Portia's professional life revolves around "travel season," when she visits secondary schools to give presentations to prospective Princeton applicants and answer their questions; "reading season," when the admissions staff is immersed in reviewing thousands of applicant files; and "decision season," when officers discuss and determine the fate of every single applicant in committee. During this particular travel season, one of her visits is to a new experimental school in New Hampshire, where she encounters a former Dartmouth classmate on the faculty and one unusual student who makes a special impression on her; they stay on her mind throughout her other travels, distracting her from the strain in her relationship with her long-time partner, Mark, until he shocks her to attention by an admission of his own. The total immersion of reading season gives Portia an excuse to avoid thinking about her domestic life, while contemplating the files of applicants - including that one unusual student, who turns up for a campus visit along with that faculty member - pulls her in other directions. The approach of decision season finds her being drawn back to some of her own decisions -and non-admissions - in the past, and how they got her to where she is now.

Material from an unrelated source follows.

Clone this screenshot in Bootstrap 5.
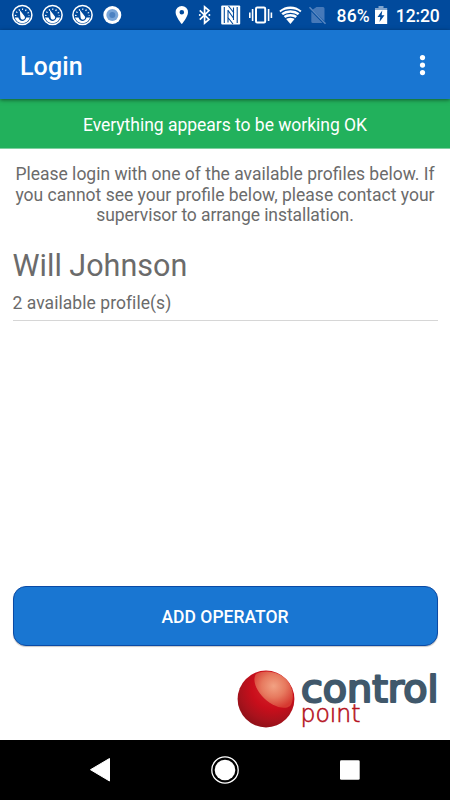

The novel mixes the nuts and bolts of the college-admissions process with Portia's story, and I thought author Jean Hanff Korelitz did this very well. Part of her research for the novel included a stint as a seasonal application reader in Princeton University's real-life Admissions Office; while some of the details may apply more at highly selective colleges than to U of State, there's a lot of interesting insight into what colleges look for from prospective students, and what they do with it. Each chapter opens with an excerpt from a college-application essay, and sketches of the applicants Portia is getting to know through the files she's reading are sprinkled throughout the novel. It's not always clear what they have to do with the main plot, but I found them engaging rather than distracting.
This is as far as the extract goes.